Publié le 24/06/2021 par Constance Pasquier et Jean-Philippe Thiriart / Catégorie: Entrevue

Il a réalisé plus de 150 affiches de film. Coppola dit de ses images qu’elles « participent activement à la magnifique tradition de l’art de l’illustration ». Lui, c’est Laurent Durieux et il expose au MIMA (le musée d’art urbain situé à Molenbeek) à partir du 26 juin, avec une réédition augmentée d’un ouvrage consacré à son travail, notamment. Nous sommes partis à sa rencontre à Uccle, dans son atelier.

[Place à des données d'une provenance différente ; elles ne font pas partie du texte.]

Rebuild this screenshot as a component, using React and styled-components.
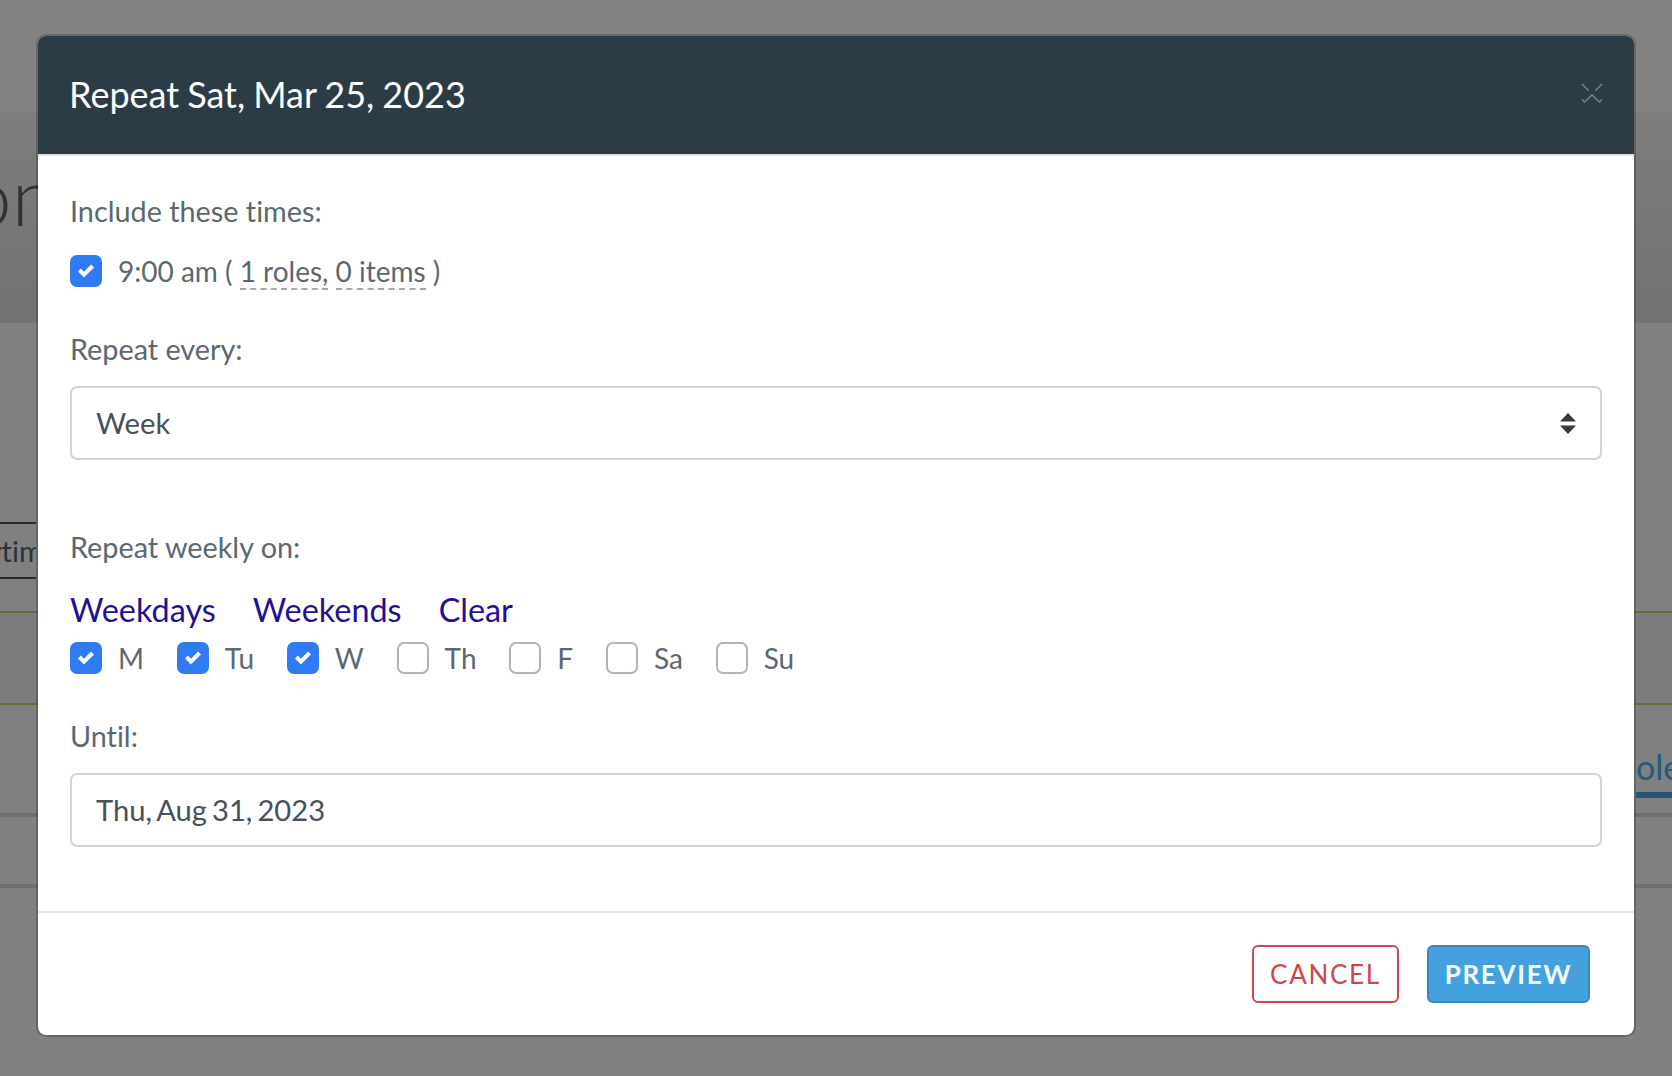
import styled, { createGlobalStyle } from "styled-components";

const GlobalStyle = createGlobalStyle`
  html, body { margin: 0; padding: 0; }
  body {
    font-family: Lato, "Open Sans", sans-serif;
    font-variant-ligatures: none;
    background: #808080;
    overflow: hidden;
  }
`;

const Screen = styled.div`
  position: relative;
  width: 1672px;
  height: 1076px;
  overflow: hidden;
  background: #808080;
`;

/* page behind the dialog, dimmed */
const TopBand = styled.div`
  height: 112px;
  background: #838383;
`;

const Hero = styled.div`
  height: 211px;
  background: linear-gradient(#7d7d7d, #727272);
  overflow: hidden;
`;

const HeroTitle = styled.div`
  font-size: 80px;
  font-weight: 300;
  line-height: 96px;
  color: #2b3338;
  margin: 35px 0 0 -33px;
`;

const FilterRow = styled.div`
  display: flex;
  margin-top: 199px;
  height: 57px;
`;

const FilterBox = styled.div`
  width: 36px;
  height: 57px;
  box-sizing: border-box;
  border-top: 2px solid #1f2e36;
  border-bottom: 2px solid #1f2e36;
  font-size: 29px;
  line-height: 53px;
  color: #2b3338;
  white-space: nowrap;
  overflow: hidden;
  text-indent: -9px;
`;

const GreenRow = styled.div`
  height: 94px;
  box-sizing: border-box;
  margin-top: 32px;
  border-top: 2px solid #5d7238;
  border-bottom: 2px solid #5d7238;
  background: #7c7c7c;
`;

const RolesTab = styled.div`
  display: flex;
  justify-content: flex-end;
  height: 93px;
  overflow: hidden;
`;

const RolesLabel = styled.div`
  width: 36px;
  height: 93px;
  box-sizing: border-box;
  border-bottom: 6px solid #235578;
  font-size: 34px;
  line-height: 40px;
  padding-top: 42px;
  color: #245a80;
  white-space: nowrap;
  overflow: hidden;
`;

const RuleOne = styled.div`
  height: 4px;
  margin-top: 15px;
  background: #6f6f6f;
`;

const RuleTwo = styled.div`
  height: 4px;
  margin-top: 67px;
  background: #6f6f6f;
`;

/* dialog */
const Overlay = styled.div`
  position: absolute;
  inset: 0;
  display: flex;
  justify-content: center;
  align-items: flex-start;
  padding-top: 34px;
`;

const Modal = styled.div`
  width: 1600px;
  height: 1003px;
  box-sizing: border-box;
  display: flex;
  flex-direction: column;
  background: #fff;
  background-clip: padding-box;
  border: 2px solid rgba(0, 0, 0, 0.2);
  border-radius: 10px;
`;

const Header = styled.header`
  flex: none;
  height: 120px;
  box-sizing: border-box;
  display: flex;
  align-items: center;
  justify-content: space-between;
  padding: 0 32px 2px 31px;
  background: #2c3c47;
  border-bottom: 2px solid #dee2e6;
  border-radius: 8px 8px 0 0;
`;

const Title = styled.h5`
  margin: 0;
  font-size: 36px;
  font-weight: 400;
  line-height: 44px;
  word-spacing: -1.2px;
  color: #fff;
`;

const CloseButton = styled.button`
  padding: 0;
  margin: 0 -1px 3px 0;
  display: flex;
  border: none;
  background: none;
  color: #7b878e;
`;

const Body = styled.div`
  flex: 1;
  padding: 34px 32px 0;
`;

const FieldLabel = styled.div`
  font-size: 28.8px;
  line-height: 42px;
  color: #5c6770;
  margin-top: ${(p) => p.$top || 0}px;
`;

const TimeRow = styled.div`
  display: flex;
  align-items: center;
  gap: 16px;
  height: 32px;
  margin-top: 23px;
  font-size: 28px;
  color: #5c6770;
`;

const Box = styled.span`
  flex: none;
  width: 32px;
  height: 32px;
  box-sizing: border-box;
  display: flex;
  align-items: center;
  justify-content: center;
  border-radius: 7px;
  background: ${(p) => (p.$checked ? "#2f7bf5" : "#fff")};
  border: ${(p) => (p.$checked ? "none" : "2px solid #adb5bd")};
`;

const Dashed = styled.span`
  border-bottom: 2px dashed #a3a9af;
`;

const Field = styled.div`
  height: 74px;
  box-sizing: border-box;
  margin-top: 16px;
  display: flex;
  align-items: center;
  justify-content: space-between;
  padding: 0 24px;
  border: 2px solid #ced4da;
  border-radius: 7px;
  font-size: 29.2px;
  word-spacing: -2.5px;
  color: #495057;
`;

const FieldValue = styled.span`
  margin-top: -2px;
`;

const QuickLinks = styled.div`
  display: flex;
  gap: 37px;
  margin-top: 20px;
  height: 44px;
  font-size: 32.4px;
  line-height: 44px;
  color: #1f1096;
`;

const DayRow = styled.div`
  display: flex;
  gap: 32.8px;
  margin-top: 10px;
  height: 32px;
`;

const Day = styled.label`
  display: flex;
  align-items: center;
  gap: 16px;
  font-size: 28px;
  color: #5c6770;
`;

const Footer = styled.footer`
  flex: none;
  height: 124px;
  box-sizing: border-box;
  display: flex;
  justify-content: flex-end;
  gap: 28px;
  padding: 32px 44px 0 0;
  border-top: 2px solid #e1e4e8;
`;

const ActionButton = styled.button`
  height: 58px;
  box-sizing: border-box;
  padding: 0;
  width: ${(p) => p.$width}px;
  border-radius: 6px;
  border: 2px solid ${(p) => (p.$primary ? "#3a87bc" : "#d0454c")};
  background: ${(p) => (p.$primary ? "#45a1de" : "#fff")};
  color: ${(p) => (p.$primary ? "#f6fbfe" : "#d0454c")};
  font-family: Lato, sans-serif;
  font-size: 26px;
  font-weight: ${(p) => (p.$primary ? 700 : 400)};
  letter-spacing: 1.7px;
`;

const Check = () => (
  <svg width="16" height="16" viewBox="0 0 8 8">
    <path
      fill="#fff"
      d="M6.564.75l-3.59 3.612-1.538-1.55L0 4.26 2.974 7.25 8 2.193z"
    />
  </svg>
);

const days = [
  { name: "M", on: true },
  { name: "Tu", on: true },
  { name: "W", on: true },
  { name: "Th" },
  { name: "F" },
  { name: "Sa" },
  { name: "Su" },
];

export default function App() {
  return (
    <Screen>
      <GlobalStyle />
      <TopBand />
      <Hero>
        <HeroTitle>on</HeroTitle>
      </Hero>
      <FilterRow>
        <FilterBox>rtime</FilterBox>
      </FilterRow>
      <GreenRow />
      <RolesTab>
        <RolesLabel>oles</RolesLabel>
      </RolesTab>
      <RuleOne />
      <RuleTwo />

      <Overlay>
        <Modal>
          <Header>
            <Title>Repeat Sat, Mar 25, 2023</Title>
            <CloseButton>
              <svg width="22" height="20" viewBox="0 0 22 20" fill="none" stroke="currentColor" strokeWidth="1.4">
                <path d="M1 1l6.5 6.5M21 1l-6.5 6.5M1 16.5l2.5 2.5L11 12l7.5 7 2.5-2.5" />
              </svg>
            </CloseButton>
          </Header>
          <Body>
            <FieldLabel>Include these times:</FieldLabel>
            <TimeRow>
              <Box $checked>
                <Check />
              </Box>
              <span>
                9:00 am ( <Dashed>1 roles,</Dashed> <Dashed>0 items</Dashed> )
              </span>
            </TimeRow>
            <FieldLabel $top={41}>Repeat every:</FieldLabel>
            <Field>
              <FieldValue>Week</FieldValue>
              <svg width="16" height="21" viewBox="0 0 16 21">
                <path fill="#343a40" d="M8 0l8 8.5H0zM0 12.5h16L8 21z" />
              </svg>
            </Field>
            <FieldLabel $top={66}>Repeat weekly on:</FieldLabel>
            <QuickLinks>
              <span>Weekdays</span>
              <span>Weekends</span>
              <span>Clear</span>
            </QuickLinks>
            <DayRow>
              {days.map((d) => (
                <Day key={d.name}>
                  <Box $checked={d.on}>{d.on && <Check />}</Box>
                  {d.name}
                </Day>
              ))}
            </DayRow>
            <FieldLabel $top={41}>Until:</FieldLabel>
            <Field>
              <FieldValue>Thu, Aug 31, 2023</FieldValue>
            </Field>
          </Body>
          <Footer>
            <ActionButton $width={147}>CANCEL</ActionButton>
            <ActionButton $primary $width={163}>PREVIEW</ActionButton>
          </Footer>
        </Modal>
      </Overlay>
    </Screen>
  );
}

Cinergie : Pouvez-vous nous présenter votre métier ?
Laurent Durieux : Mon métier principal, c’est la conception d’affiches mais je dirais plutôt d’images narratives. Je suis davantage un illustrateur. Je n’ai pas voulu faire des affiches de cinéma au départ. Ce qui m’intéresse, c’est l’image et l’histoire, le mystère qu’on peut rendre dans une image. Il y a un peu plus de dix ans, j’ai fait une affiche, pour le plaisir. Elle est arrivée aux États-Unis. On m’a alors commandé une, puis plusieurs affiches de cinéma alternatives… Aujourd’hui, même si je ne me définis pas ainsi, les gens me voient comme un créateur d’affiches. De cinéma, bien sûr !

 

C. : Pouvez-vous nous présenter l’affiche qui vous a fait connaître ?
L. D. : C’est une affiche terriblement ennuyeuse qui ressemble à un travel poster. Il ne s’y passe rien, quand on n’y fait pas attention. On y voit une plage. Le ciel est bleu. On aperçoit la Jeep du Chief Brody, qui regarde la mer. Au centre, il y a un parasol sur lequel j’ai isolé un quartier, que j’ai mis en noir et qui, évidemment, est l’idée de l’affiche. Cet aileron de requin. Il me semblait que dans le film de Spielberg, ce qui faisait peur, c’était ce qu’on ne voyait pas. J’avais donc envie de retranscrire exactement cette sensation. C’est toujours ma carte de visite !

 

C. : Spielberg a assez vite vu votre affiche. Quel a été son retour ?
L. D. : J’ai reçu un mail de mon éditeur, qui m’a écrit : « Laurent, c’est incroyable : ton affiche est en train de faire le buzz ! » Spielberg a fait appeler l’éditeur par son bras droit et lui a dit qu’il trouvait l’affiche formidable et qu’il en voulait une vingtaine pour lui, sa famille et ses amis. Il s’est reconnu dans cette vision du film en tout cas.

 

L'affiche de Jaws revue par Laurent Durieux © L.D.

 

C. : Parmi ces nombreuses affiches que vous avez réalisées, quelles sont celles qui occupent une place spéciale dans votre cœur ?
L. D. : Parmi les dernières affiches que j’ai créées, j’aime beaucoup celle que j’ai faite pour le dernier film de Jan Bucquoy,  La dernière tentation des Belges parce que là, je suis véritablement en adéquation avec qui je suis. J’aime aussi beaucoup l’image représentant Jeanne Moreau dans Ascenseur pour l’échafaud et que j’ai appelée Waiting for Julien. Elle est très mélancolique. J’aime beaucoup Metropolis parce que je trouve que là, c’est aussi une gageure de revenir après plus de nonante ans d’exploitation graphique de ce film. La seule règle que je me suis vraiment imposée, c’est d’aimer les films sur lesquels je travaille et de pouvoir raconter quelque chose sur ceux-ci.

 

© Laurent Durieux

 

C. : Est-ce qu’il y a eu des collaborations plus difficiles ou en tout cas des préprojets qu’il a fallu revoir, revoir et revoir encore ?
L. D. : Non. Pour Éric Toledano et Olivier Nakache, j’avais fait plein de projets pour Le Sens de la fête et j’étais allé les voir à Paris. Ce que j’avais proposé, le distributeur pensait que ça faisait un peu trop suspense. Donc j’ai dû trouver une autre idée en trois-quatre secondes, étant au téléphone avec eux, celle de la cloche du traiteur ou du restaurant avec toute l’équipe en-dessous. 

 

C. : Ce que Coppola a dit de vous et de votre travail, ça évoque quoi chez vous ?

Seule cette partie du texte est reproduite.